La Défense en a vu passer des crises tout au long de son histoire. Soixantenaire, le quartier d’affaires a affronté les chocs pétroliers et les crises financières. Mais il faut le dire, la pandémie du Coronavirus a bouleversé les méthodes de travail et grandement accéléré le télétravail en entreprises. Si le travail à domicile reste encore très répandu dans les pays anglo-saxons (quoique de nombreuses firmes américaines reviennent dessus), en France, un salarié se rend en moyenne trois jours par semaine au bureau. Venir au sein de son entreprise pour travailler dans des bureaux alignés à l’infini dans des open-spaces sans âme ne fait franchement plus rêver. Les entreprises doivent donc désormais rendre les espaces de travail plus attrayants, conviviaux tout en les optimisant. Si la démarche a été entamée bien avant le Covid, la pandémie l’a accélérée. « La grande tendance aujourd’hui est à l’hybridation des usages. Tous les espaces doivent avoir plusieurs destinations », déclare Rémi Calvayrac, directeur du département Work Dynamics de JLL France.

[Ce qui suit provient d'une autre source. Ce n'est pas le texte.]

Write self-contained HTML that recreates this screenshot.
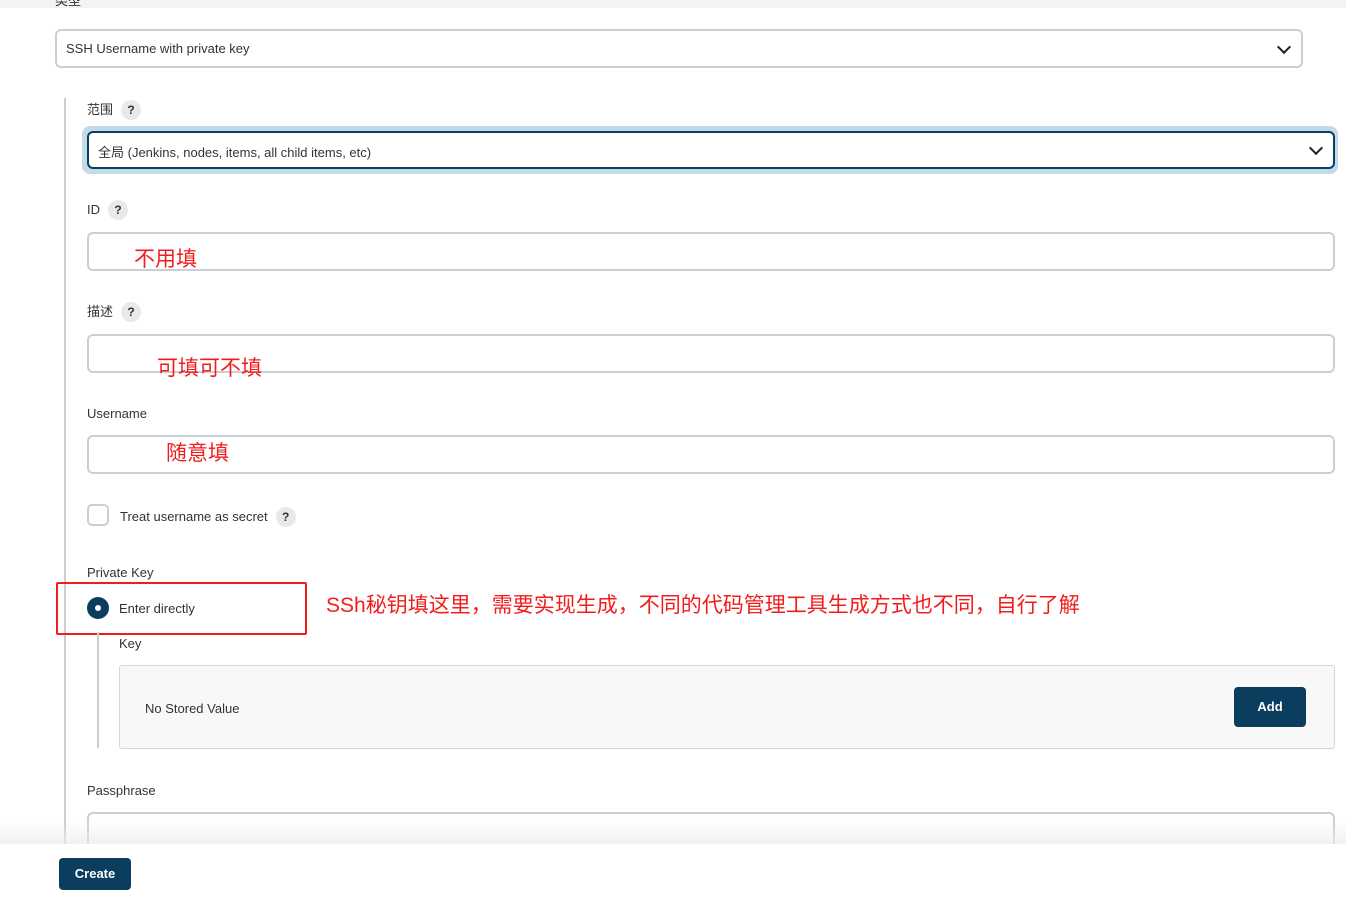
<!DOCTYPE html>
<html><head><meta charset="utf-8"><style>
body{margin:0;width:1346px;height:897px;background:#fff;font-family:"Liberation Sans","Noto Sans CJK SC",sans-serif;color:#333;position:relative;overflow:hidden;font-size:13px}
.a{position:absolute}
.inp{position:absolute;border:2px solid #c8d0d6;border-radius:6px;background:#fff;box-sizing:border-box}
.lbl{position:absolute;font-size:13px;color:#333}
.q{display:inline-block;width:20px;height:20px;border-radius:50%;background:#e9e9e9;text-align:center;line-height:20px;font-size:12px;font-weight:bold;margin-left:8px;color:#333}
.red{position:absolute;color:#f21c1c;font-size:21px}
.chev{position:absolute;width:8px;height:8px;border-right:2px solid #222;border-bottom:2px solid #222;transform:rotate(45deg)}
.btn{position:absolute;background:#0b3d5e;color:#fff;font-weight:bold;font-size:13px;border-radius:4px;text-align:center}
</style></head><body>
<div class="a" style="left:0;top:0;width:1346px;height:8px;background:#f3f3f3"></div>
<div class="a" style="left:55px;top:-10px;font-size:13px">类型</div>
<div class="inp" style="left:55px;top:29px;width:1248px;height:39px"><span class="a" style="left:9px;top:10px">SSH Username with private key</span></div>
<div class="chev" style="left:1279px;top:42px"></div>
<div class="a" style="left:64px;top:98px;width:2px;height:760px;background:#c8d0d6"></div>
<div class="lbl" style="left:87px;top:99px">范围<span class="q">?</span></div>
<div class="a" style="left:82px;top:126px;width:1256px;height:48px;border-radius:8px;background:#c3dae8"></div>
<div class="inp" style="left:87px;top:131px;width:1248px;height:38px;border:2px solid #0b3d5e"><span class="a" style="left:9px;top:9px">全局 (Jenkins, nodes, items, all child items, etc)</span></div>
<div class="chev" style="left:1311px;top:143px"></div>
<div class="lbl" style="left:87px;top:200px">ID<span class="q">?</span></div>
<div class="inp" style="left:87px;top:232px;width:1248px;height:39px"></div>
<div class="red" style="left:134px;top:243px">不用填</div>
<div class="lbl" style="left:87px;top:301px">描述<span class="q">?</span></div>
<div class="inp" style="left:87px;top:334px;width:1248px;height:39px"></div>
<div class="red" style="left:157px;top:352px">可填可不填</div>
<div class="lbl" style="left:87px;top:406px">Username</div>
<div class="inp" style="left:87px;top:435px;width:1248px;height:39px"></div>
<div class="red" style="left:166px;top:437px">随意填</div>
<div class="inp" style="left:87px;top:504px;width:22px;height:22px;border-radius:5px"></div>
<div class="lbl" style="left:120px;top:507px">Treat username as secret<span class="q">?</span></div>
<div class="lbl" style="left:87px;top:565px">Private Key</div>
<div class="a" style="left:87px;top:597px;width:22px;height:22px;border-radius:50%;background:#0b3d5e"></div>
<div class="a" style="left:95px;top:605px;width:6px;height:6px;border-radius:50%;background:#fff"></div>
<div class="lbl" style="left:119px;top:601px">Enter directly</div>
<div class="a" style="left:56px;top:582px;width:247px;height:49px;border:2px solid #f21c1c;border-radius:2px"></div>
<div class="red" style="left:326px;top:589px">SSh秘钥填这里，需要实现生成，不同的代码管理工具生成方式也不同，自行了解</div>
<div class="a" style="left:97px;top:632px;width:2px;height:116px;background:#c8d0d6"></div>
<div class="lbl" style="left:119px;top:636px">Key</div>
<div class="a" style="left:119px;top:665px;width:1216px;height:84px;border:1px solid #d3d8dc;border-radius:3px;background:#f8f8f8;box-sizing:border-box"></div>
<div class="lbl" style="left:145px;top:701px">No Stored Value</div>
<div class="btn" style="left:1234px;top:687px;width:72px;height:40px;line-height:40px">Add</div>
<div class="lbl" style="left:87px;top:783px">Passphrase</div>
<div class="inp" style="left:87px;top:812px;width:1248px;height:50px"></div>
<div class="a" style="left:0;top:820px;width:1346px;height:24px;background:linear-gradient(rgba(255,255,255,0),rgba(235,235,235,0.7))"></div>
<div class="a" style="left:0;top:844px;width:1346px;height:53px;background:#fff"></div>
<div class="btn" style="left:59px;top:858px;width:72px;height:32px;line-height:32px">Create</div>
</body></html>
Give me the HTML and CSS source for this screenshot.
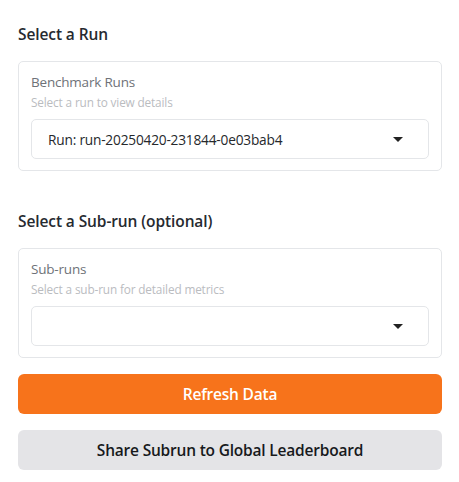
FILE: index.html
```html
<!DOCTYPE html>
<html lang="en">
<head>
<meta charset="utf-8">
<title>Runs</title>
<link rel="stylesheet" href="styles.css">
</head>
<body>
<main class="panel">
  <section class="section">
    <h2 class="heading">Select a Run</h2>
    <div class="card">
      <div class="label">Benchmark Runs</div>
      <div class="hint">Select a run to view details</div>
      <div class="select">
        <span class="select-value">Run: run-20250420-231844-0e03bab4</span>
        <svg class="caret" width="10" height="5" viewBox="0 0 10 5"><path d="M0 0H10L5 5Z" fill="#222"/></svg>
      </div>
    </div>
  </section>
  <section class="section section-sub">
    <h2 class="heading">Select a Sub-run (optional)</h2>
    <div class="card">
      <div class="label">Sub-runs</div>
      <div class="hint">Select a sub-run for detailed metrics</div>
      <div class="select">
        <span class="select-value"></span>
        <svg class="caret" width="10" height="5" viewBox="0 0 10 5"><path d="M0 0H10L5 5Z" fill="#222"/></svg>
      </div>
    </div>
  </section>
  <div class="actions">
    <button class="btn btn-primary">Refresh Data</button>
    <button class="btn btn-secondary">Share Subrun to Global Leaderboard</button>
  </div>
</main>
</body>
</html>
```
FILE: styles.css
```css
* { box-sizing: border-box; }
html, body { margin: 0; padding: 0; background: #ffffff; }
body {
  font-family: "Open Sans", "Noto Sans", sans-serif;
  color: #1f2328;
}
.panel {
  padding: 22px 17px 0 18px;
  display: flex;
  flex-direction: column;
}
.section { display: flex; flex-direction: column; }
.section-sub { margin-top: 38px; }
.heading {
  margin: 0 0 15px 0;
  font-size: 15.5px;
  line-height: 24px;
  font-weight: 600;
  color: #262a30;
  letter-spacing: -0.1px;
}
.card {
  border: 1px solid #e4e6e9;
  border-radius: 5px;
  padding: 12px 12px 11px 12px;
  display: flex;
  flex-direction: column;
}
.label {
  font-size: 13.5px;
  line-height: 16px;
  color: #6e7278;
  letter-spacing: -0.2px;
}
.hint {
  font-size: 11.8px;
  line-height: 14px;
  margin-top: 5px;
  color: #babcbf;
  letter-spacing: -0.15px;
}
.select {
  margin-top: 10px;
  height: 40px;
  border: 1px solid #e4e6e9;
  border-radius: 5px;
  display: flex;
  align-items: center;
  justify-content: space-between;
  padding: 0 25px 0 16px;
}
.select-value {
  font-size: 13.7px;
  color: #25282c;
  letter-spacing: -0.2px;
}
.caret { display: block; }
.actions {
  margin-top: 16px;
  display: flex;
  flex-direction: column;
  gap: 16px;
}
.btn {
  height: 40px;
  border: none;
  border-radius: 6px;
  font-family: "Open Sans", "Noto Sans", sans-serif;
  font-size: 15.5px;
  font-weight: 600;
  letter-spacing: -0.2px;
}
.btn-primary { background: #f7731b; color: #ffffff; }
.btn-secondary { background: #e4e4e7; color: #17191c; }
```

Bien que l’année 2023 n’ait pas été particulièrement favorable pour le marché immobilier et que l’année 2024 ne s’annonce pas beaucoup plus encourageante, Paris La Défense continue d’embellir sa dalle et d’y apporter de la vie pour attirer de nouvelles entreprises. La transformation et la refonte des espaces publics entreprises par l’établissement il y a déjà une bonne dizaine d’années portent leurs fruits et sont saluées par l’ensemble des brokers. Un vaste projet que Paris La Défense entend poursuivre cette année avec le lancement de la végétalisation de l’esplanade. « Nous investissons très lourdement dans la qualité des espaces publics pour maintenir La Défense à son rang de vitrine française et internationale », assure Pierre-Yves Guice.